Tuesday, April 3, 2012

Successful Alfalfa Establishment

Rory Lewandowski, Extension Educator Wayne Co. and Crossroads EERA

April is a good month to plant and establish a new stand of alfalfa. The earlier in the month planting is done, the better. Once an alfalfa plant has germinated, that new plant needs between 6 to 8 weeks to get a good root system established that enables it to handle warmer and drier summer weather. At about 8 to 10 weeks after emergence the alfalfa plant pulls the growing point below the soil surface. This process is called contractile growth. Once contractile growth occurs the alfalfa plant is considered a true perennial. The protected growing point below the soil surface is the reason why the alfalfa plant can survive winter temperatures, close cutting and grazing.
Some of the most common questions regarding successful alfalfa establishment include soil fertility, planting depth and weed control. All three factors need to be addressed to successfully establish an alfalfa stand. The basis for any decisions regarding the application of lime, phosphorus and potassium fertilizer is a soil test. The recommended soil pH for an alfalfa stand is 6.8. Remember that it takes 6 to 9 months after lime is incorporated and mixed into the tillage zone before the target pH is reached.

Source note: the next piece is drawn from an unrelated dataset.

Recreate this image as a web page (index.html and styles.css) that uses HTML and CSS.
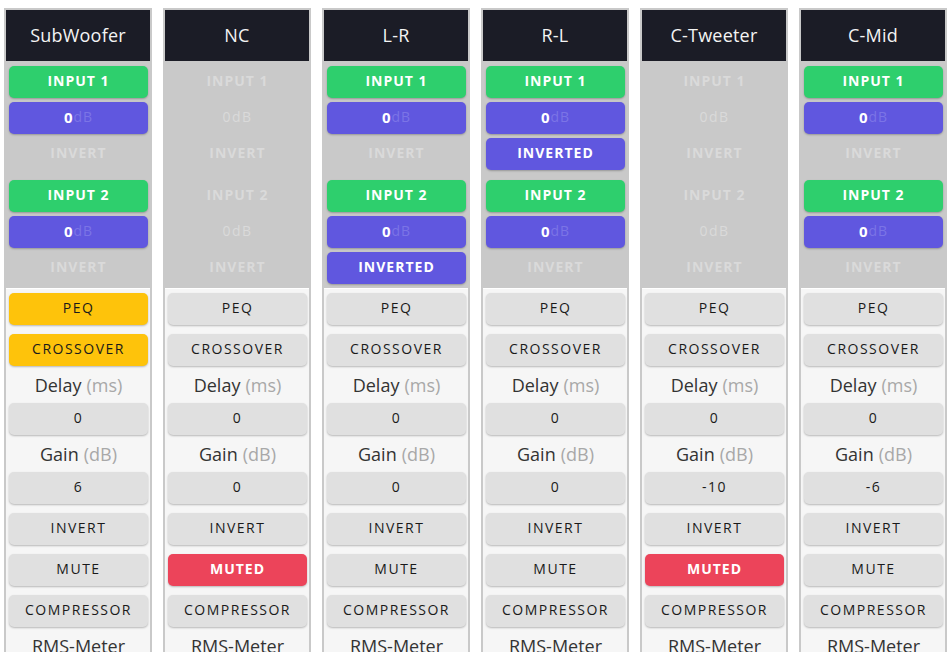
FILE: index.html
```html
<!DOCTYPE html>
<html>
<head>
<meta charset="utf-8">
<link rel="stylesheet" href="styles.css">
</head>
<body>
<div class="grid">
  <div class="col">
    <div class="head">SubWoofer</div>
    <div class="upper">
      <div class="btn green">INPUT 1</div>
      <div class="btn purple"><b>0</b><span class="unit">dB</span></div>
      <div class="btn off">INVERT</div>
      <div class="btn green gap">INPUT 2</div>
      <div class="btn purple"><b>0</b><span class="unit">dB</span></div>
      <div class="btn off">INVERT</div>
    </div>
    <div class="lower">
      <div class="btn yellow">PEQ</div>
      <div class="btn yellow">CROSSOVER</div>
      <div class="label">Delay <span class="dim">(ms)</span></div>
      <div class="btn grey">0</div>
      <div class="label">Gain <span class="dim">(dB)</span></div>
      <div class="btn grey">6</div>
      <div class="btn grey">INVERT</div>
      <div class="btn grey">MUTE</div>
      <div class="btn grey">COMPRESSOR</div>
      <div class="label">RMS-Meter</div>
    </div>
  </div>
  <div class="col">
    <div class="head">NC</div>
    <div class="upper">
      <div class="btn off">INPUT 1</div>
      <div class="btn off thin">0dB</div>
      <div class="btn off">INVERT</div>
      <div class="btn off gap">INPUT 2</div>
      <div class="btn off thin">0dB</div>
      <div class="btn off">INVERT</div>
    </div>
    <div class="lower">
      <div class="btn grey">PEQ</div>
      <div class="btn grey">CROSSOVER</div>
      <div class="label">Delay <span class="dim">(ms)</span></div>
      <div class="btn grey">0</div>
      <div class="label">Gain <span class="dim">(dB)</span></div>
      <div class="btn grey">0</div>
      <div class="btn grey">INVERT</div>
      <div class="btn red">MUTED</div>
      <div class="btn grey">COMPRESSOR</div>
      <div class="label">RMS-Meter</div>
    </div>
  </div>
  <div class="col">
    <div class="head">L-R</div>
    <div class="upper">
      <div class="btn green">INPUT 1</div>
      <div class="btn purple"><b>0</b><span class="unit">dB</span></div>
      <div class="btn off">INVERT</div>
      <div class="btn green gap">INPUT 2</div>
      <div class="btn purple"><b>0</b><span class="unit">dB</span></div>
      <div class="btn purple">INVERTED</div>
    </div>
    <div class="lower">
      <div class="btn grey">PEQ</div>
      <div class="btn grey">CROSSOVER</div>
      <div class="label">Delay <span class="dim">(ms)</span></div>
      <div class="btn grey">0</div>
      <div class="label">Gain <span class="dim">(dB)</span></div>
      <div class="btn grey">0</div>
      <div class="btn grey">INVERT</div>
      <div class="btn grey">MUTE</div>
      <div class="btn grey">COMPRESSOR</div>
      <div class="label">RMS-Meter</div>
    </div>
  </div>
  <div class="col">
    <div class="head">R-L</div>
    <div class="upper">
      <div class="btn green">INPUT 1</div>
      <div class="btn purple"><b>0</b><span class="unit">dB</span></div>
      <div class="btn purple">INVERTED</div>
      <div class="btn green gap">INPUT 2</div>
      <div class="btn purple"><b>0</b><span class="unit">dB</span></div>
      <div class="btn off">INVERT</div>
    </div>
    <div class="lower">
      <div class="btn grey">PEQ</div>
      <div class="btn grey">CROSSOVER</div>
      <div class="label">Delay <span class="dim">(ms)</span></div>
      <div class="btn grey">0</div>
      <div class="label">Gain <span class="dim">(dB)</span></div>
      <div class="btn grey">0</div>
      <div class="btn grey">INVERT</div>
      <div class="btn grey">MUTE</div>
      <div class="btn grey">COMPRESSOR</div>
      <div class="label">RMS-Meter</div>
    </div>
  </div>
  <div class="col">
    <div class="head">C-Tweeter</div>
    <div class="upper">
      <div class="btn off">INPUT 1</div>
      <div class="btn off thin">0dB</div>
      <div class="btn off">INVERT</div>
      <div class="btn off gap">INPUT 2</div>
      <div class="btn off thin">0dB</div>
      <div class="btn off">INVERT</div>
    </div>
    <div class="lower">
      <div class="btn grey">PEQ</div>
      <div class="btn grey">CROSSOVER</div>
      <div class="label">Delay <span class="dim">(ms)</span></div>
      <div class="btn grey">0</div>
      <div class="label">Gain <span class="dim">(dB)</span></div>
      <div class="btn grey">-10</div>
      <div class="btn grey">INVERT</div>
      <div class="btn red">MUTED</div>
      <div class="btn grey">COMPRESSOR</div>
      <div class="label">RMS-Meter</div>
    </div>
  </div>
  <div class="col">
    <div class="head">C-Mid</div>
    <div class="upper">
      <div class="btn green">INPUT 1</div>
      <div class="btn purple"><b>0</b><span class="unit">dB</span></div>
      <div class="btn off">INVERT</div>
      <div class="btn green gap">INPUT 2</div>
      <div class="btn purple"><b>0</b><span class="unit">dB</span></div>
      <div class="btn off">INVERT</div>
    </div>
    <div class="lower">
      <div class="btn grey">PEQ</div>
      <div class="btn grey">CROSSOVER</div>
      <div class="label">Delay <span class="dim">(ms)</span></div>
      <div class="btn grey">0</div>
      <div class="label">Gain <span class="dim">(dB)</span></div>
      <div class="btn grey">-6</div>
      <div class="btn grey">INVERT</div>
      <div class="btn grey">MUTE</div>
      <div class="btn grey">COMPRESSOR</div>
      <div class="label">RMS-Meter</div>
    </div>
  </div>
</div>
</body>
</html>
```
FILE: styles.css
```css
html, body {
  margin: 0;
  padding: 0;
  background: #ffffff;
  overflow: hidden;
  height: 652px;
}
body {
  font-family: "Open Sans", "Noto Sans", sans-serif;
}
.grid {
  display: grid;
  grid-template-columns: repeat(6, 148px);
  column-gap: 11px;
  padding: 8px 4px 0 4px;
}
.col {
  background: #c9c9c9;
  padding: 2px 2px 0 2px;
  display: flex;
  flex-direction: column;
}
.head {
  background: #1b1c26;
  color: #f4f4f4;
  height: 51px;
  padding-bottom: 2px;
  box-sizing: border-box;
  display: flex;
  align-items: center;
  justify-content: center;
  font-size: 18px;
  letter-spacing: 0.2px;
}
.upper {
  padding: 5px 2px 4px 3px;
  display: flex;
  flex-direction: column;
  gap: 4px;
}
.upper .gap {
  margin-top: 6px;
}
.btn {
  height: 32px;
  padding-bottom: 3px;
  border-radius: 5px;
  display: flex;
  align-items: center;
  justify-content: center;
  font-size: 14px;
  letter-spacing: 1.5px;
  box-sizing: border-box;
}
.green {
  background: #2ecf6d;
  color: #ffffff;
  font-weight: 700;
  letter-spacing: 1px;
  box-shadow: 0 1px 2px rgba(0,0,0,0.25);
}
.purple {
  background: #6057df;
  color: #ffffff;
  font-weight: 700;
  letter-spacing: 1px;
  box-shadow: 0 1px 2px rgba(0,0,0,0.25);
}
.purple b {
  font-weight: 700;
  font-size: 15px;
}
.unit {
  color: #7b74e6;
  font-weight: 400;
}
.off {
  color: #dadada;
  font-weight: 700;
  letter-spacing: 1px;
}
.off.thin {
  font-weight: 400;
  letter-spacing: 1.5px;
}
.lower {
  background: #f6f6f6;
  border-top: 1px solid #ffffff;
  padding: 4px 2px 0 3px;
  display: flex;
  flex-direction: column;
  flex: 1;
}
.lower .btn {
  margin: 0 0 9px 0;
  box-shadow: 0 1px 2px rgba(0,0,0,0.25);
}
.grey {
  background: #e0e0e0;
  color: #1a1a1a;
  font-weight: 500;
}
.yellow {
  background: #fec30b;
  color: #1a1a1a;
  font-weight: 500;
}
.red {
  background: #ec445a;
  color: #ffffff;
  font-weight: 700;
  letter-spacing: 1px;
}
.label {
  height: 28px;
  margin: -4px 0 4px 0;
  display: flex;
  align-items: center;
  justify-content: center;
  font-size: 18px;
  color: #333333;
}
.dim {
  color: #a8a8a8;
  margin-left: 5px;
}
```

If soil pH is below 6.5, it is probably a wise decision to apply lime this spring and aim for a late summer planting. A soil test can also help determine if phosphorus and/or potassium needs to be applied before planting. Phosphorus is a critical element to aid a new plant in establishing a good rooting system. The point here is that lime and fertilizer can represent a significant dollar investment and guessing as to the need and quantity can be expensive. So, as the saying goes; “Don’t guess, soil test”.
Weed control in an alfalfa stand really needs to begin before the crop is planted. Herbicide options in an established alfalfa stand are limited. Perennial broadleaf weeds and grasses should be managed and controlled in the crops previous to the alfalfa rotation. The general rule of thumb is that at least 95% of the weed control in a forage crop is provided by developing a dense, healthy stand that will not allow weeds to invade.
Just like other agronomic crops, weeds that emerge with the new alfalfa seedlings are the most destructive. The goal should be to maintain the new seeding relatively weed free for the first 60 days. These factors often make it necessary to use an herbicide with a pure seeding of alfalfa. There are a few herbicides that are commonly used when establishing a pure stand of alfalfa. Balan or Eptam can be used as pre-plant incorporated herbicides to provide control of annual grasses and some broadleaf weeds. Butyrac and Bromoxynil can be used to provide early post emergent control of some broadleaf weeds when weeds are no more than 2 inches tall. Clethodim and Sethoxydim or Sethoxydim plus Dash can control annual and perennial grasses in alfalfa. Prowl H2O provides residual control of most annual grasses and certain broadleaf weeds, but must be applied prior to weed emergence and the seedling alfalfa must be in the at least the 2nd trifoliolate stage of growth but not more than 6 inches tall. Imazethapyr and Imazamox control annual broadleaf weeds and suppress or control grass weeds, and must be applied when alfalfa is in the 2nd trifoliolate state or larger and when weeds are 1 to 3 inches tall or when rosettes are no more than 1 to 3 inches wide. More details are available in the 2012 Ohio and Indiana Weed Control Guide. Take the time to read and follow label directions. Herbicide use on forage crops such as alfalfa can involve harvest and grazing restrictions, in addition to specific limitations regarding the timing of the herbicide application.
Incorrect planting depth has been responsible for many poorly established stands of alfalfa or seeding failures. Alfalfa is a small seed and should not be seeded too deep. The recommended seeding depth for alfalfa is one-quarter to one-half inch deep. It is better to err on the side of planting shallow rather than too deep.
Another factor that works hand in hand with planting depth is correct calibration of the planter for seeding rate. The Ohio Agronomy Guide recommends seeding alfalfa at 15 lbs/acre of pure live seed for a pure stand. If a coated alfalfa seed is used, be aware that coatings can account for up to one-third of the weight of the seed. This can affect the number of seeds planted if the planter is set to plant seed on a weight basis. Seed coatings can also dramatically alter the flowability of the seed through the drill, so be sure to calibrate the drill or planter with the seed being planted.
Finally, use fungicide treated seed to provide protection against seedling diseases and make sure the seed is planted with the proper bacterial inoculum that has been maintained under conditions that ensure the inoculant is viable.